If you’re going to make a plan, your first decision is going to be what kind of plan you need to make—one that uses a will as the central organizing document, or one that uses a living trust to manage your property and distribute it at your death. Think of this choice as a fork in a road. Either kind of estate plan will get you where you want to go. Doing either one is far superior to doing nothing at all.

Both wills and trusts are perfectly effective, legal ways to manage and distribute what you own at death. But they differ in how long it will take to settle your estate and how smooth the road will be between where you are now and that ultimate destination. They also differ in their initial cost to set up and in the time and energy they take to maintain during your lifetime. The biggest difference of all is whether or not you want to plan to avoid probate in California—for most people that’s the determining factor in choosing a will or a trust.

Understanding Probate

Probate isn’t inherently evil. Actually, it was created with the best of intentions—to make sure that, after a person dies, their assets get distributed according to their will and that all of the estate’s creditors are paid.

A probate proceeding is a judicial process where a judge supervises the settling of an estate. After a will is submitted to the court, and determined to be valid, an executor is appointed—that’s how probate begins. The probate ends when the court issues an order detailing how the estate’s assets are to be distributed. No one gets anything until that order is issued.

If you die in California with an estate worth more than $150,000 (counting only those assets that must go through probate, which I’ll explain in a moment), your estate must go through probate, which takes place in the probate division of the superior court located in the county where you died.

 

Simple California Court Procedure for Small Estates

If the value of your probate assets is below $150,000, those assets can transferred outside of probate by using a simple affidavit procedure. For a clear explanation of this procedure and the forms you’ll need, go to the Self-Help section of the California Courts Judicial Branch website at www.courts.ca.gov/10440.htm. You can also find your local superior court on the California Courts Judicial Branch website (see www.courts.ca.gov/find-my-court.htm).

 

During the probate proceeding, the executor must notify all known creditors and publish a notice in a local newspaper to give any other (unknown) creditors the chance to come forward and make a claim against the estate.
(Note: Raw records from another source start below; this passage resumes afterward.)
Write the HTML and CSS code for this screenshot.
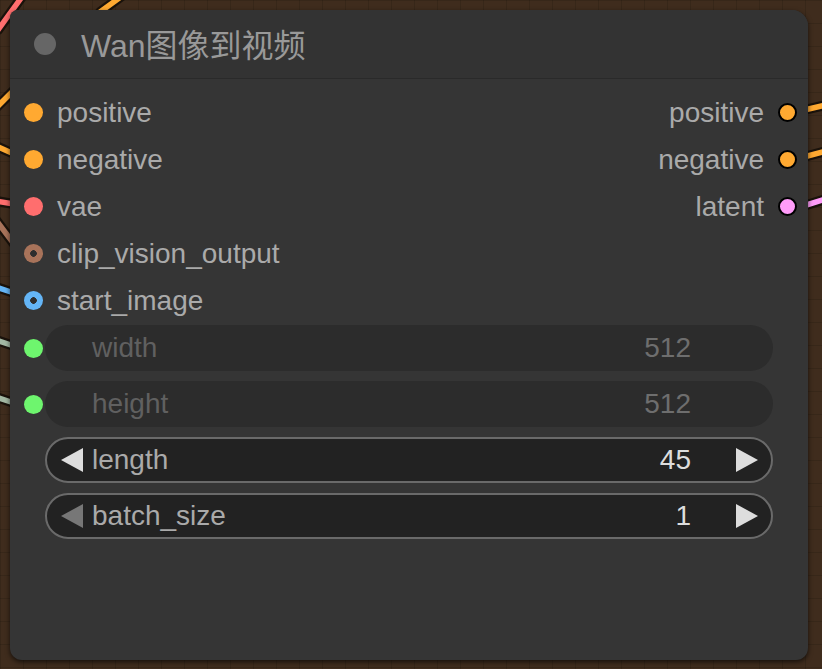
FILE: index.html
```html
<!DOCTYPE html>
<html lang="zh">
<head>
<meta charset="utf-8">
<title>Wan图像到视频</title>
<link rel="stylesheet" href="styles.css">
</head>
<body>
<div class="canvas">
  <svg class="wires" width="822" height="669" viewBox="0 0 822 669">
    <g fill="none" stroke="#1a120b" stroke-width="10" stroke-linecap="round">
      <path d="M-2 30 L24 -6"/>
      <path d="M100 12 L122 -4"/>
      <path d="M-4 108 L14 90"/>
      <path d="M-4 146 L14 154"/>
      <path d="M-4 201 L14 204"/>
      <path d="M-4 220 L14 244"/>
      <path d="M-4 287 L14 293"/>
      <path d="M-4 340 L14 346"/>
      <path d="M-4 397 L14 403"/>
      <path d="M800 111 L826 105"/>
      <path d="M800 158 L826 151"/>
      <path d="M800 207 L826 199"/>
    </g>
    <g fill="none" stroke-width="5.5" stroke-linecap="round">
      <path d="M-2 30 L24 -6" stroke="#ff6e6e"/>
      <path d="M100 12 L122 -4" stroke="#ffa931"/>
      <path d="M-4 108 L14 90" stroke="#ffa931"/>
      <path d="M-4 146 L14 154" stroke="#ffa931"/>
      <path d="M-4 201 L14 204" stroke="#ff6e6e"/>
      <path d="M-4 220 L14 244" stroke="#a8735a"/>
      <path d="M-4 287 L14 293" stroke="#64b5f6"/>
      <path d="M-4 340 L14 346" stroke="#a3b8a3"/>
      <path d="M-4 397 L14 403" stroke="#a3b8a3"/>
      <path d="M800 111 L826 105" stroke="#ffa931"/>
      <path d="M800 158 L826 151" stroke="#ffa931"/>
      <path d="M800 207 L826 199" stroke="#ff9cf9"/>
    </g>
  </svg>

  <div class="node">
    <div class="title">
      <span class="title-dot"></span>
      <span class="title-text">Wan图像到视频</span>
    </div>

    <div class="slots">
      <div class="row">
        <div class="in"><span class="dot c-orange"></span><span class="label">positive</span></div>
        <div class="out"><span class="label">positive</span><span class="dot outlined c-orange"></span></div>
      </div>
      <div class="row">
        <div class="in"><span class="dot c-orange"></span><span class="label">negative</span></div>
        <div class="out"><span class="label">negative</span><span class="dot outlined c-orange"></span></div>
      </div>
      <div class="row">
        <div class="in"><span class="dot c-red"></span><span class="label">vae</span></div>
        <div class="out"><span class="label">latent</span><span class="dot outlined c-pink"></span></div>
      </div>
      <div class="row">
        <div class="in"><span class="dot ring c-brown"></span><span class="label">clip_vision_output</span></div>
      </div>
      <div class="row">
        <div class="in"><span class="dot ring c-blue"></span><span class="label">start_image</span></div>
      </div>
    </div>

    <div class="widgets">
      <div class="wrow">
        <div class="wslot"><span class="dot c-green"></span></div>
        <div class="widget disabled">
          <span class="arrow left hidden"></span>
          <span class="wlabel">width</span>
          <span class="wvalue">512</span>
          <span class="arrow right hidden"></span>
        </div>
      </div>
      <div class="wrow">
        <div class="wslot"><span class="dot c-green"></span></div>
        <div class="widget disabled">
          <span class="arrow left hidden"></span>
          <span class="wlabel">height</span>
          <span class="wvalue">512</span>
          <span class="arrow right hidden"></span>
        </div>
      </div>
      <div class="wrow">
        <div class="wslot"></div>
        <div class="widget">
          <span class="arrow left"></span>
          <span class="wlabel">length</span>
          <span class="wvalue">45</span>
          <span class="arrow right"></span>
        </div>
      </div>
      <div class="wrow">
        <div class="wslot"></div>
        <div class="widget">
          <span class="arrow left dim"></span>
          <span class="wlabel">batch_size</span>
          <span class="wvalue">1</span>
          <span class="arrow right"></span>
        </div>
      </div>
    </div>
  </div>
</div>
</body>
</html>
```

FILE: styles.css
```css
html, body {
  margin: 0;
  padding: 0;
}

body {
  width: 822px;
  height: 669px;
  overflow: hidden;
  background-color: #3f2c1d;
  background-image:
    linear-gradient(to right, rgba(0, 0, 0, 0.12) 1px, transparent 1px),
    linear-gradient(to bottom, rgba(0, 0, 0, 0.12) 1px, transparent 1px);
  background-size: 23px 23px;
  font-family: "Liberation Sans", Arial, "Noto Sans CJK SC", sans-serif;
}

.canvas {
  position: relative;
  width: 822px;
  height: 669px;
  padding: 10px 0 0 10px;
  box-sizing: border-box;
}

.wires {
  position: absolute;
  left: 0;
  top: 0;
}

.node {
  position: relative;
  width: 798px;
  height: 650px;
  background: #353535;
  border-radius: 8px 16px 12px 12px;
  box-shadow: 0 2px 5px rgba(0, 0, 0, 0.65);
  display: flex;
  flex-direction: column;
  overflow: hidden;
}

.title {
  height: 69px;
  flex: none;
  box-sizing: border-box;
  padding-bottom: 3px;
  border-bottom: 1px solid #2a2a2a;
  background: #333333;
  display: flex;
  align-items: center;
  padding-left: 24px;
  gap: 25px;
}

.title-dot {
  width: 22px;
  height: 22px;
  border-radius: 50%;
  background: #666666;
  margin-top: 2px;
}

.title-text {
  font-size: 32px;
  color: #999999;
  font-family: "Liberation Sans", Arial, "Noto Sans CJK SC", sans-serif;
}

.slots {
  padding-top: 10px;
  display: flex;
  flex-direction: column;
}

.row {
  height: 47px;
  display: flex;
  align-items: center;
  justify-content: space-between;
  font-size: 28px;
  color: #aaaaaa;
}

.in {
  display: flex;
  align-items: center;
  gap: 14px;
  padding-left: 14px;
}

.out {
  display: flex;
  align-items: center;
  gap: 14px;
  padding-right: 11px;
  margin-left: auto;
}

.dot {
  display: block;
  width: 19px;
  height: 19px;
  border-radius: 50%;
  box-sizing: border-box;
  flex: none;
}

.dot.outlined {
  border: 2px solid #000000;
}

.c-orange { background: #ffa931; }
.c-red { background: #ff6e6e; }
.c-pink { background: #ff9cf9; }
.c-green { background: #6ef56e; }
.dot.ring.c-brown { background: radial-gradient(circle, #2e2e2e 0 3px, #a8735a 3.6px); }
.dot.ring.c-blue { background: radial-gradient(circle, #2e2e2e 0 3px, #64b5f6 3.6px); }

.widgets {
  margin-top: 1px;
  display: flex;
  flex-direction: column;
  gap: 10px;
}

.wrow {
  display: flex;
  align-items: center;
  height: 46px;
}

.wslot {
  width: 35px;
  flex: none;
  display: flex;
  align-items: center;
  padding-left: 14px;
  box-sizing: border-box;
}

.widget {
  width: 728px;
  height: 46px;
  box-sizing: border-box;
  border-radius: 23px;
  background: #222222;
  border: 2px solid #6a6a6a;
  display: flex;
  align-items: center;
  padding: 0 13px 0 14px;
  font-size: 28px;
}

.widget.disabled {
  background: #2c2c2c;
  border-color: transparent;
}

.arrow {
  width: 0;
  height: 0;
  border-top: 12px solid transparent;
  border-bottom: 12px solid transparent;
  flex: none;
}

.arrow.left {
  border-right: 22px solid #dddddd;
  margin-right: 9px;
}

.arrow.right {
  border-left: 22px solid #dddddd;
  margin-left: 45px;
}

.arrow.left.dim {
  border-right-color: #777777;
}

.arrow.hidden {
  visibility: hidden;
}

.wlabel {
  color: #aaaaaa;
  flex: 1;
}

.wvalue {
  color: #dddddd;
}

.widget.disabled .wlabel {
  color: #606060;
}

.widget.disabled .wvalue {
  color: #6e6e6e;
}
```
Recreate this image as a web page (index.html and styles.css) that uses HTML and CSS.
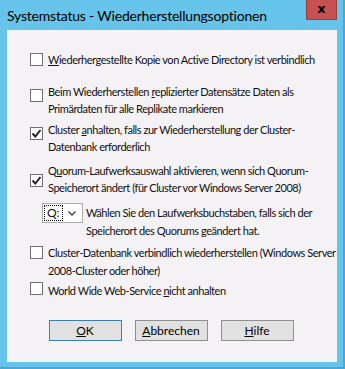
FILE: index.html
```html
<!DOCTYPE html>
<html lang="de">
<head>
    <meta charset="UTF-8">
    <title>Systemstatus - Wiederherstellungsoptionen</title>
    <link rel="stylesheet" href="styles.css">
</head>
<body>
    <div class="window">
        <div class="titlebar">
            <span class="caption">Systemstatus - Wiederherstellungsoptionen</span>
            <div class="close">x</div>
        </div>

        <div class="client">
            <div class="options">
                <div class="opt opt-ad">
                    <span class="check c-top"></span>
                    <span class="label"><u>W</u>iederhergestellte Kopie von Active Directory ist verbindlich</span>
                </div>

                <div class="opt opt-primary">
                    <span class="check c-mid"></span>
                    <span class="label">Beim Wiederherstellen <u>r</u>eplizierter Datensätze Daten als<br>Primärdaten für alle Replikate markieren</span>
                </div>

                <div class="opt opt-cluster">
                    <span class="check c-mid checked">
                        <svg viewBox="0 0 11 11" width="11" height="11"><path d="M1.5 5.5 L4.3 8.5 L9.5 2" fill="none" stroke="#222" stroke-width="2"/></svg>
                    </span>
                    <span class="label">Cluster <u>a</u>nhalten, falls zur Wiederherstellung der Cluster-<br>Datenbank erforderlich</span>
                </div>

                <div class="opt opt-quorum">
                    <span class="check c-low checked">
                        <svg viewBox="0 0 11 11" width="11" height="11"><path d="M1.5 5.5 L4.3 8.5 L9.5 2" fill="none" stroke="#222" stroke-width="2"/></svg>
                    </span>
                    <span class="label">Q<u>u</u>orum-Laufwerksauswahl aktivieren, wenn sich Quorum-<br>Speicherort ändert (für Cluster vor Windows Server 2008)</span>
                </div>

                <div class="drive-row">
                    <div class="combo">
                        <span class="combo-value">Q:</span>
                        <svg class="chevron" viewBox="0 0 8 5" width="8" height="5"><path d="M0.5 0.5 L4 4 L7.5 0.5" fill="none" stroke="#444" stroke-width="1.4"/></svg>
                    </div>
                    <span class="label">Wählen Sie den Laufwerksbuchstaben, falls sich der<br>Speicherort des Quorums geändert hat.</span>
                </div>

                <div class="opt opt-db">
                    <span class="check c-top"></span>
                    <span class="label">Cluster-Datenbank verbindlich wiederherstellen (Windows Server<br>2008-Cluster oder höher)</span>
                </div>

                <div class="opt opt-www">
                    <span class="check"></span>
                    <span class="label">World Wide Web-Service <u>n</u>icht anhalten</span>
                </div>
            </div>

            <div class="buttons">
                <button type="button" class="btn default"><u>O</u>K</button>
                <button type="button" class="btn"><u>A</u>bbrechen</button>
                <button type="button" class="btn"><u>H</u>ilfe</button>
            </div>
        </div>
    </div>
</body>
</html>
```

FILE: styles.css
```css
html, body {
    margin: 0;
    padding: 0;
}

body {
    width: 345px;
    height: 369px;
    overflow: hidden;
    font-family: Lato, "Noto Sans", sans-serif;
    color: #000;
}

.window {
    box-sizing: border-box;
    width: 345px;
    height: 369px;
    background-color: #66c4ea;
    border-right: 2px solid #4aa6d4;
    border-bottom: 2px solid #4aa6d4;
    display: flex;
    flex-direction: column;
}

.titlebar {
    height: 30px;
    display: flex;
    align-items: flex-start;
    justify-content: space-between;
    padding-left: 7px;
}

.caption {
    margin-top: 7px;
    font-size: 14px;
    line-height: 18px;
    letter-spacing: -0.2px;
    color: #000;
}

.close {
    width: 31px;
    height: 20px;
    margin-right: 6px;
    box-sizing: border-box;
    background-color: #c75050;
    border: 1px solid #9a3d3d;
    border-top: 0;
    color: #000;
    font-weight: bold;
    font-size: 13px;
    line-height: 17px;
    text-align: center;
    font-family: "DejaVu Sans", sans-serif;
}

.client {
    flex: 1;
    margin: 0 6px 5px 7px;
    background-color: #f5f2f5;
    display: flex;
    flex-direction: column;
}

.options {
    padding-left: 23px;
    display: flex;
    flex-direction: column;
    font-size: 11px;
    letter-spacing: -0.45px;
    line-height: 17px;
    color: #111;
}

.opt {
    display: flex;
    align-items: flex-start;
    gap: 5px;
}

.label {
    white-space: nowrap;
}

.opt-ad { margin-top: 21px; }
.opt-primary { margin-top: 15px; }
.opt-cluster { margin-top: 4px; }
.opt-quorum { margin-top: 7px; }
.drive-row { margin-top: 8px; line-height: 18px; }
.opt-db { margin-top: 4px; line-height: 18px; }
.opt-www { margin-top: 2px; }

.check {
    flex: none;
    box-sizing: border-box;
    width: 13px;
    height: 13px;
    border: 1px solid #707070;
    background-color: #fff;
    display: flex;
    align-items: center;
    justify-content: center;
}

.c-top { margin-top: 2px; }
.c-mid { margin-top: 6px; }
.c-low { margin-top: 12px; }

.drive-row {
    display: flex;
    align-items: flex-start;
    padding-left: 12px;
    gap: 3px;
}

.combo {
    flex: none;
    box-sizing: border-box;
    width: 41px;
    height: 20px;
    margin-top: -1px;
    border: 1px solid #acacac;
    background-color: #fff;
    display: flex;
    align-items: center;
    justify-content: space-between;
    padding: 0 6px 0 1px;
}

.combo-value {
    border: 1px dotted #000;
    line-height: 14px;
    padding: 0 2px;
    font-size: 12px;
    letter-spacing: 0;
}

.chevron {
    margin-top: 1px;
}

.buttons {
    margin-top: auto;
    margin-bottom: 21px;
    display: flex;
    justify-content: center;
    gap: 13px;
    padding-right: 2px;
}

.btn {
    box-sizing: border-box;
    width: 73px;
    height: 21px;
    padding: 0;
    background-color: #e1e1e1;
    border: 1px solid #8f8f8f;
    font-family: Lato, "Noto Sans", sans-serif;
    font-size: 12px;
    color: #000;
}

.btn.default {
    border-color: #3c7fb1;
}
```
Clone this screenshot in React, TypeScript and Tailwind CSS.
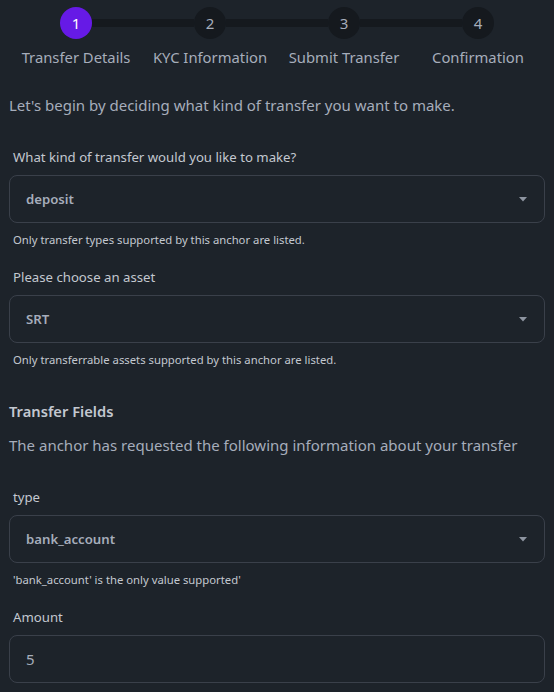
import React from "react";

const steps = ["Transfer Details", "KYC Information", "Submit Transfer", "Confirmation"];

function Caret() {
  return (
    <svg width="8" height="5" viewBox="0 0 8 5" className="shrink-0">
      <path d="M0 0 L8 0 L4 4.5 Z" fill="#8e95a1" />
    </svg>
  );
}

function SelectBox({ value }: { value: string }) {
  return (
    <div className="flex h-[48px] items-center justify-between rounded-lg border border-[#3a404a] pl-4 pr-[17px]">
      <span className="text-[13.2px] font-semibold leading-5 text-[#a6adbb]">{value}</span>
      <Caret />
    </div>
  );
}

function Label({ children }: { children: React.ReactNode }) {
  return <div className="px-1 text-[13.2px] leading-5 text-[#c3c8d0]">{children}</div>;
}

function Helper({ children }: { children: React.ReactNode }) {
  return <div className="mt-[9px] px-1 text-[11.3px] leading-4 text-[#c3c8d0]">{children}</div>;
}

export default function App() {
  return (
    <div
      className="min-h-screen bg-[#1d232a] px-[9px] pb-4"
      style={{ fontFamily: '"Noto Sans", "Open Sans", sans-serif' }}
    >
      <div className="grid grid-cols-4 pt-[7px]">
        {steps.map((s, i) => (
          <div key={s} className="flex flex-col items-center">
            <div className="flex w-full items-center">
              <div className={`h-2 flex-1 ${i === 0 ? "" : "bg-[#15191e]"}`} />
              <div
                className={`flex h-8 w-8 items-center justify-center rounded-full text-[15px] ${
                  i === 0 ? "bg-[#661ae6] text-white" : "bg-[#15191e] text-[#a6adbb]"
                }`}
              >
                {i + 1}
              </div>
              <div className={`h-2 flex-1 ${i === 3 ? "" : "bg-[#15191e]"}`} />
            </div>
            <div className="mt-[6px] text-[14.8px] leading-6 text-[#a6adbb]">{s}</div>
          </div>
        ))}
      </div>

      <p className="mt-6 text-[15px] leading-6 text-[#a6adbb]">
        Let's begin by deciding what kind of transfer you want to make.
      </p>

      <div className="mt-[30px]">
        <Label>What kind of transfer would you like to make?</Label>
        <div className="mt-2">
          <SelectBox value="deposit" />
        </div>
        <Helper>Only transfer types supported by this anchor are listed.</Helper>
      </div>

      <div className="mt-[19px]">
        <Label>Please choose an asset</Label>
        <div className="mt-2">
          <SelectBox value="SRT" />
        </div>
        <Helper>Only transferrable assets supported by this anchor are listed.</Helper>
      </div>

      <div className="mt-[31px] text-[14.7px] font-semibold leading-6 text-[#c3c8d0]">Transfer Fields</div>
      <p className="mt-[10px] text-[15px] leading-6 text-[#a6adbb]">
        The anchor has requested the following information about your transfer
      </p>

      <div className="mt-[30px]">
        <Label>type</Label>
        <div className="mt-2">
          <SelectBox value="bank_account" />
        </div>
        <Helper>'bank_account' is the only value supported'</Helper>
      </div>

      <div className="mt-[19px]">
        <Label>Amount</Label>
        <div className="mt-2 flex h-[48px] items-center rounded-lg border border-[#3a404a] px-4 text-[15px] text-[#a6adbb]">
          5
        </div>
      </div>
    </div>
  );
}
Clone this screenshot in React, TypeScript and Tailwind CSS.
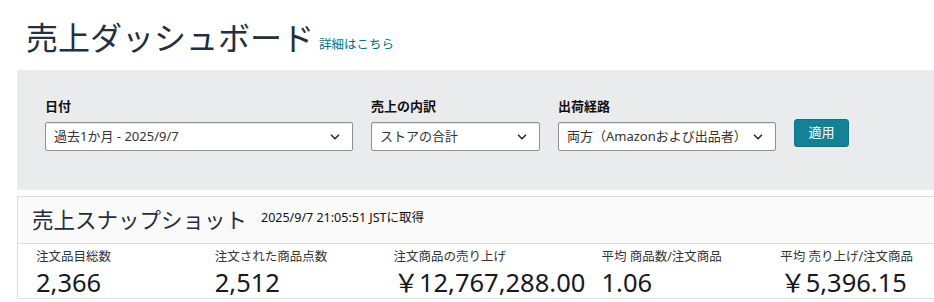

Before the estate can be closed, the executor must also prepare and submit an inventory listing the value of all of the estate’s assets. Once that’s been done and the executor has paid all outstanding debts and taxes, the probate can be closed and the executor can transfer what’s left to the beneficiaries named in the will or who would inherit under California intestacy law.

Resource

Want to learn more about California probate procedures, paperwork, and forms? You’ll find extensive information on the probate court section of your local (county) superior court website. To find yours, see the California Courts Judicial Branch website at www.courts.ca.gov/find-my-court.htm. Also, check out How to Probate an Estate in California, by Julia Nissley (Nolo). This 400-page book will definitely help you understand why people prefer avoiding probate.

How Long Does Probate Take and What Does It Cost?

Probate has to last at least four months (to give creditors time to make claims), but, in my experience, it usually takes nine months to a year for an executor to complete the process and receive a court order to distribute the assets in California. If you own property in more than one state, your estate will have to conduct probate proceedings in each of those states as well. Some states have streamlined and simplified the probate process, but California isn’t one of them.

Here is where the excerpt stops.